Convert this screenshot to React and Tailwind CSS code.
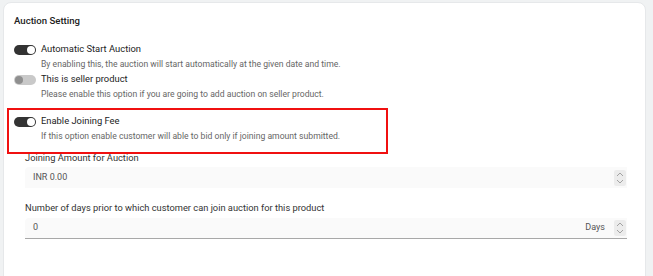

____________

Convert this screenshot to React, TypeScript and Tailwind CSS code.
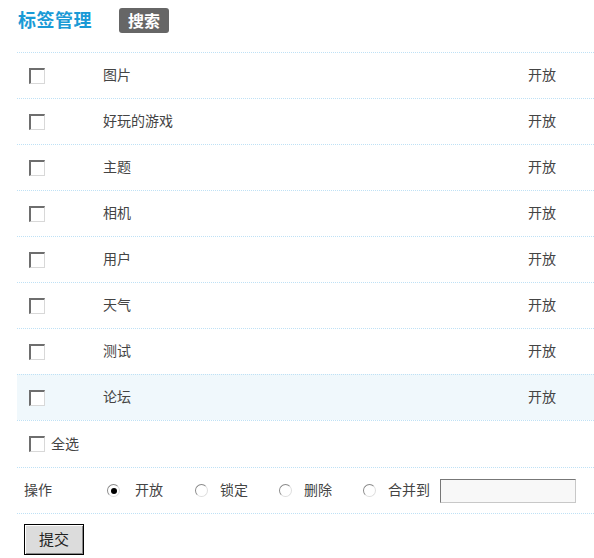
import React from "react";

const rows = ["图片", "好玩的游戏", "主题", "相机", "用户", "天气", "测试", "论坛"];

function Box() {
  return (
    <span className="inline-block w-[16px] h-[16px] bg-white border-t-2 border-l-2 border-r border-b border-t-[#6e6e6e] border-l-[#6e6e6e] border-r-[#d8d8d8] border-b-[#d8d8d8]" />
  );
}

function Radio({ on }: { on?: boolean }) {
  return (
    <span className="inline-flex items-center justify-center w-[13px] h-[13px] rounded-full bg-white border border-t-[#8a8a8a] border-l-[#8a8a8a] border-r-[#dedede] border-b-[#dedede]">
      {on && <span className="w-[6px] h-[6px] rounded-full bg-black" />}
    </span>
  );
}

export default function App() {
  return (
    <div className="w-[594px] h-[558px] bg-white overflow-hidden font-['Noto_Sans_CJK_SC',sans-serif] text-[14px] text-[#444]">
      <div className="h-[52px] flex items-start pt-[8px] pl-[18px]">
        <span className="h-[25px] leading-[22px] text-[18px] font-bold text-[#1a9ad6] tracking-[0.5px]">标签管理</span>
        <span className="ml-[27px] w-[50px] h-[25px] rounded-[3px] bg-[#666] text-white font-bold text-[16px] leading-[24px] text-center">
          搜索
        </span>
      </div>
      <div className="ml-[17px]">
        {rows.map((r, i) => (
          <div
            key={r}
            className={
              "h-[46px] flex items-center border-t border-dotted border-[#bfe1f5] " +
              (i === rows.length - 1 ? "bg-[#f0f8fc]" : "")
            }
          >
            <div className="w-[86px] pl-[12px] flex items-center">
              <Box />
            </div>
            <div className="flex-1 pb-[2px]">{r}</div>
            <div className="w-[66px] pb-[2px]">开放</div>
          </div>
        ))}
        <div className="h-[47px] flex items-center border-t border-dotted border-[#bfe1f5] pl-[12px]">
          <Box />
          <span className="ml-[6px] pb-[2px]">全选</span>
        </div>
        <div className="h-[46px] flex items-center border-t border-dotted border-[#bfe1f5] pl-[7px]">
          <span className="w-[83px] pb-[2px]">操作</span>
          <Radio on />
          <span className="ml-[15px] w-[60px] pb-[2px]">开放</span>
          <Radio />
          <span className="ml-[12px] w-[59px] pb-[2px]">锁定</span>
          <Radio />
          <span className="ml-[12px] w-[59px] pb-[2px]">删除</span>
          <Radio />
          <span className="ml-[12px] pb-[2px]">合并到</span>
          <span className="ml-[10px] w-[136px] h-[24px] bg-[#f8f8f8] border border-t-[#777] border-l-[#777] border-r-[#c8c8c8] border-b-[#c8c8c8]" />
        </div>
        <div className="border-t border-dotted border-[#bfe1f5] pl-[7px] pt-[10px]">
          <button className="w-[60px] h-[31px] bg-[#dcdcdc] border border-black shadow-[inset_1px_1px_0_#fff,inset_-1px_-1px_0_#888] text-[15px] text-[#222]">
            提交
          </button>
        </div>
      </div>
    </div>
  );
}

____________

▸ **THE EXERCISE**
Sift the material for lines with the string "this". Copy each one found.

▸ **ANSWER BELOW**
Convert this screenshot to React and Tailwind CSS code.
Convert this screenshot to React, TypeScript and Tailwind CSS code.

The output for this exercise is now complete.